The second period was not the Kings finest 20 minutes. Vegas outshot them 15-3 (a feat considering the Kings only picked up 2 penalties this period, one after a particularly confusing sequence where no one seemed to know what the puck was doing and somehow at the end of it Trevor Lewis was called for tripping.) Mitchell was a standout, not just in the second, for always being in the right place at the right time, making clean passes, nice blocks (especially considering he’s not a defenseman) and timely clears on the penalty kill. He and Quick were really the only two Kings who seemed to have it together, but even Quick couldn’t keep Vegas off the board. He tried, but short of actually using the Force to keep it out, it wasn’t happening. Of course, it came almost as the Kings had weathered the storm, with 1:26 remaining.

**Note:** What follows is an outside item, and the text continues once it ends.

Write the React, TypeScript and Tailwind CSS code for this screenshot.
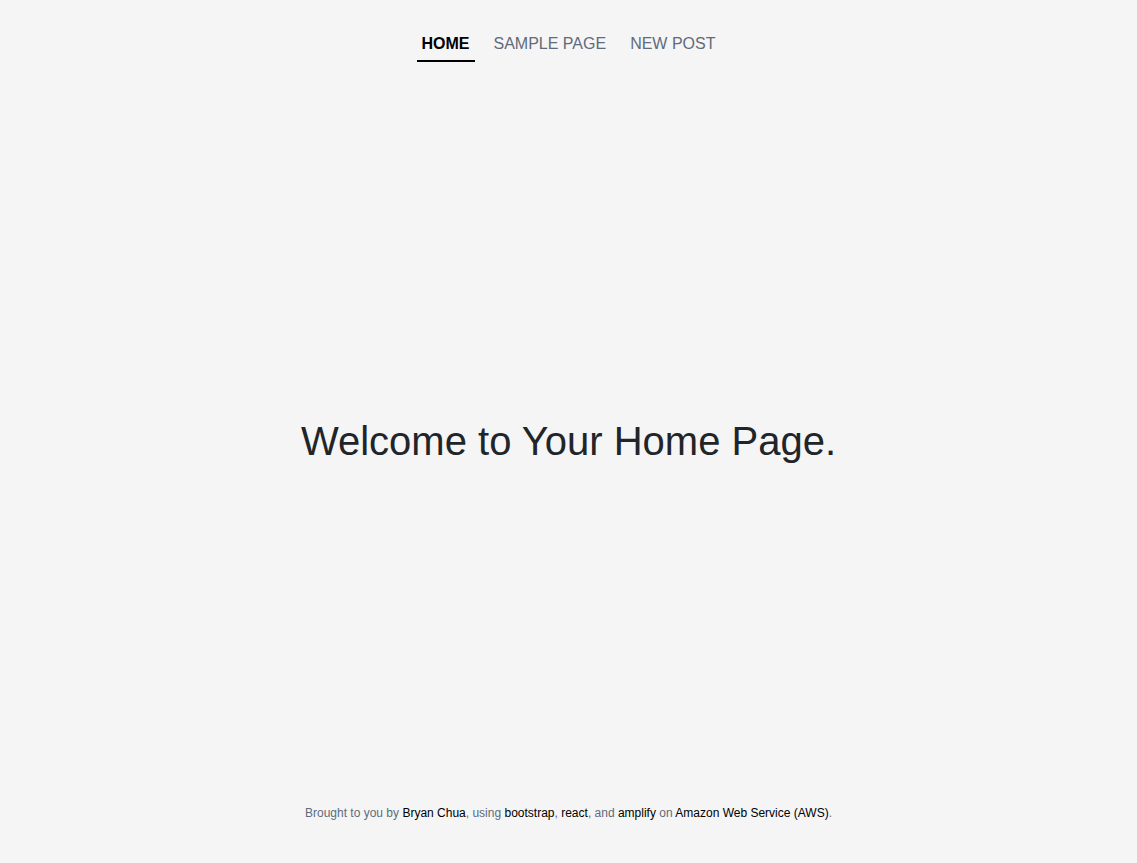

Quick clearly had something to say to the ref about that, or something else, can’t be sure, but clearly, the ref didn’t like it because when the Kings came back to begin the third, he had an unsportsmanlike conduct penalty. Which would have been fine, I suppose, had Doughty (who otherwise was having a great game as usual) not taken another penalty with 1:21 of Quick’s remaining. Hardly what you want, having your best defenseman in the box for that long of a 5-on-3, yet the Kings still managed to pull it off. Quite spectacularly actually. The Kempe penalty (at which point I was actually wanting to cry foul on the refs, because I, and I was not alone in this, was not seeing what they were) was killed off even more spectacularly, with the Kings getting more shorthanded bids than Vegas had. However, it wasn’t enough, as it was clear Vegas was circling a goal and sure enough. With 8:50 remaining Vegas was buzzing and Leipsic wristed one past Quick. It didn’t bode well for two stingy defensive teams, with so few minutes remaining. That didn’t mean the Kings would give up. It’s just not their style. And with a 25+ goal differential in the third, perhaps a tying goal was also inevitable. It didn’t come on the rare Vegas penalty (though that did give the Kings momentum, as it took Vegas 1:24 to even be able to clear the puck.) The equalizer came from Doughty, who had just the right angle to deflect Muzzin’s shot in past Fleury. (This wasn’t your usual tip in, the geometry involved was incredible.) Overtime really isn’t what you want against a divisional rival (ugh how are Vegas a legit rival already?) nor was a loss, so at least the Kings got one point from the defeat. It was unfortunate, they had most of the possession and chances in the 3-on-3 (which really is just beautiful hockey to watch). But it was not to be. Still, the Kings leave 2017 in second place in the division, fifth place in the league and third in the conference. Not a bad place to be.